Why Strength Training Is Non-Negotiable for XTRI Athletes — All Year Long
XTRI racing is not simply a longer or harder version of triathlon. It is a fundamentally different demand profile — one that layers extreme strength-endurance, technical terrain, and prolonged fatigue on top of aerobic fitness. For this reason, strength training is not an optional add-on for XTRI athletes, nor is it something that belongs only in the off-season. It is a year-round requirement for performance, durability, and long-term resilience.
Carrying a pack for hours, climbing steep terrain, and descending aggressively on fatigued legs places demands on the body that swimming, cycling, and flat running alone will never fully prepare you for. When strength is missing, something eventually breaks — posture, efficiency, movement quality, or tissue tolerance. And in XTRI racing, breakdown rarely happens early. It shows up late, when fatigue amplifies every weakness.
One of the first places this becomes apparent is postural strength. Running or hiking with a pack places continuous load through the upper back, shoulders, core, and hips. Without sufficient postural strength, athletes begin to collapse through the thoracic spine, breathing becomes restricted, and efficiency drops. This isn’t about looking strong — it’s about being able to hold position and breathe well for hours under load. Once posture fails, fatigue accelerates rapidly.
The climbs themselves introduce another layer of demand. Long, sustained uphill efforts require far more than aerobic fitness. They demand strength endurance from the glutes, hamstrings, hips, calves, and ankles. These are slow, grinding efforts that don’t feel dramatic early in the race, but over time they erode durability. A small strength deficit that might be manageable on a short climb becomes a major limiter after hours of repeated elevation gain.
Then there is the downhill running — one of the most underestimated stressors in XTRI racing. Descents place massive eccentric load through the quads and connective tissue, forcing the body to absorb and control force rather than produce it. Without adequate eccentric strength and neuromuscular control, athletes lose stability, movement becomes sloppy, and injury risk increases sharply. This is where races often unravel, not because fitness is lacking, but because the body is no longer able to manage the forces being imposed on it.
When you combine pack weight, sustained climbing, aggressive descending, and long hours on technical terrain, the defining quality of a successful XTRI athlete becomes durability. Aerobic fitness matters, but durability determines whether that fitness can be expressed late in the race. Strength training is what builds that durability.
One of the most common mistakes XTRI athletes make is treating strength training as a seasonal project — something to focus on in the off-season and abandon once racing approaches. The reality is that the demands of XTRI racing do not lessen during the season. Packs do not get lighter, terrain does not get smoother, and descents do not become less punishing. Removing strength training during race season often leads to the very breakdown athletes are trying to avoid.
That does not mean strength training looks the same all year. The emphasis shifts. Early in the year, the focus may be on movement quality, foundational strength, and rebuilding tissue tolerance. As the season progresses, strength work becomes more specific — supporting climbing strength, postural endurance, and eccentric control. During race periods, strength is maintained with lower volume but high relevance, reinforcing the systems that keep the athlete durable under fatigue. What changes is not whether strength is trained, but how it is trained.

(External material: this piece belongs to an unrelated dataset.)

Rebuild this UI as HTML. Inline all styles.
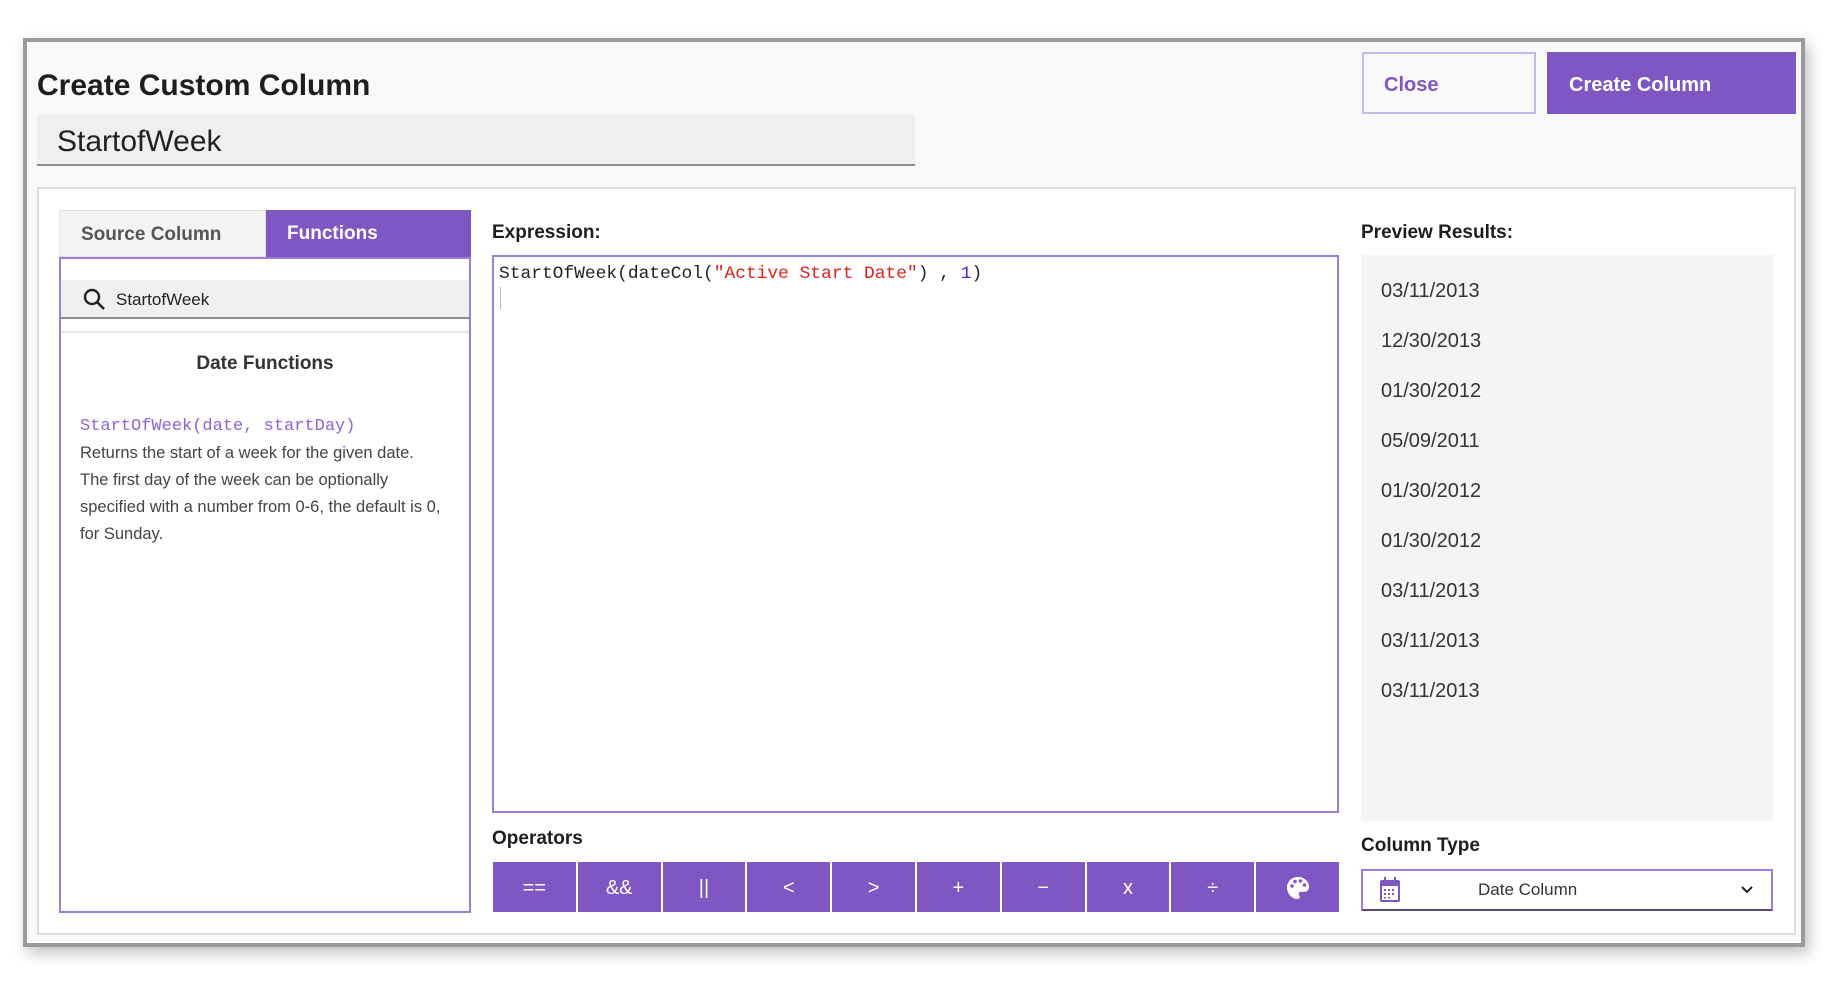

Another critical factor often overlooked is the impact strength training has on the central nervous system. Lifting weight is not just a muscular stress. It places demands on coordination, neural drive, and recovery capacity. For XTRI athletes already managing high endurance volume, technical movement, and environmental stress, unplanned or excessive strength work can quietly accumulate fatigue. When strength training is not coordinated with swim, bike, and run load, performance suffers and injury risk rises.
This is why random gym sessions, classes, or generic strength programs are such a poor fit for XTRI athletes. Strength training is not simply a list of exercises. It is defined by load, progression, tempo, range of motion, placement in the week, and its interaction with the rest of the training program. When those variables are not managed intentionally, strength work competes with endurance training instead of supporting it.
The most important question an XTRI athlete can ask is simple: why am I doing this? Strength training should have a clear purpose — improving posture under load, increasing climbing durability, preparing the body for eccentric stress on descents, or reducing injury risk over long, demanding days. When the purpose is clear, the program becomes precise and effective.
At its best, strength training allows the XTRI athlete to stay composed when others are falling apart. It supports efficient movement late in the race, preserves posture and breathing, and enables controlled, confident descents on fatigued legs. At its worst — when done randomly or abandoned altogether — it becomes the missing link that limits performance when it matters most.
For XTRI athletes, strength training is not about lifting heavy for its own sake, and it is not a seasonal checkbox. It is a year-round investment in durability, resilience, and the ability to meet the unique demands of extreme endurance racing. Build it intentionally, maintain it intelligently, and let it do what it is meant to do: keep you strong when the race is at its hardest.